+++ Data section

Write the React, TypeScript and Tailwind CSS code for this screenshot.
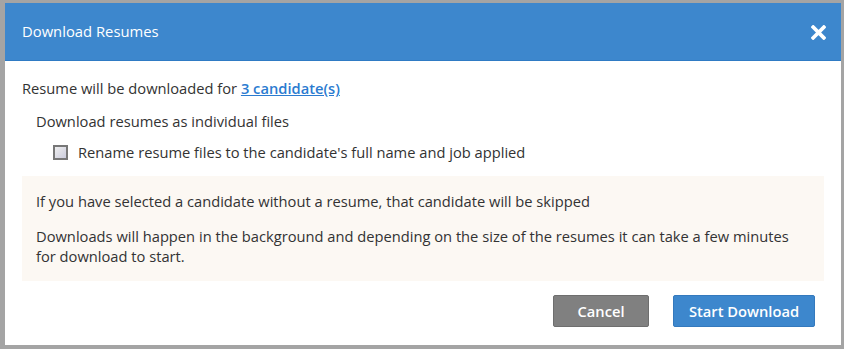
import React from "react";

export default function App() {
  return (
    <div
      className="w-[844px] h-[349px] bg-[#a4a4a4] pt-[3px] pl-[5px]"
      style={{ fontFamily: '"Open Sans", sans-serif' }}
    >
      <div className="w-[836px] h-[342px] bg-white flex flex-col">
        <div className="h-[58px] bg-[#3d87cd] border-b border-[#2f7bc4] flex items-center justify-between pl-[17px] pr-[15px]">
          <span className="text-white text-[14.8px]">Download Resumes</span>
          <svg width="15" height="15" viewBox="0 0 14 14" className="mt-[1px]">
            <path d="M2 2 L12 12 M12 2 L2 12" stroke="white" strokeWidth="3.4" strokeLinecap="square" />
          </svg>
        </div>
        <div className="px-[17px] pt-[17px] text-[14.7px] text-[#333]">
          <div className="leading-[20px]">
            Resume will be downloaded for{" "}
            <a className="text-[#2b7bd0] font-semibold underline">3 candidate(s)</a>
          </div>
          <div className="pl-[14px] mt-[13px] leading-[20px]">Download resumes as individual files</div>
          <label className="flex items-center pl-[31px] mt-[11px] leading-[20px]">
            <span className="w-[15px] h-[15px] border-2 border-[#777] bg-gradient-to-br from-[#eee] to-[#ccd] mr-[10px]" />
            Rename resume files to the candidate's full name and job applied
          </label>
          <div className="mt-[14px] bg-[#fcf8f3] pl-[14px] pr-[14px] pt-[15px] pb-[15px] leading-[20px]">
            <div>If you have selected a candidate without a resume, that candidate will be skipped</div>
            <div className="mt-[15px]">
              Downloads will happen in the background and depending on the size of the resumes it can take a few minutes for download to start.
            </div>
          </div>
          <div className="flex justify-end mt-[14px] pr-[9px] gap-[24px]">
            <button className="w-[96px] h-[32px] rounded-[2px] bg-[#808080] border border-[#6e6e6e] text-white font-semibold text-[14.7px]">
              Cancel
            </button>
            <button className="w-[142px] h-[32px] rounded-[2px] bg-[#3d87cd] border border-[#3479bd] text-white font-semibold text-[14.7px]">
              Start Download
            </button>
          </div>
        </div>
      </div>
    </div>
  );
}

++++++

▸ **Task description**
Leave the pictures out and reproduce exactly the lines from the top of the listing above through the line with "import React from".

▸ **The response**
Write the React, TypeScript and Tailwind CSS code for this screenshot.
import React from "react";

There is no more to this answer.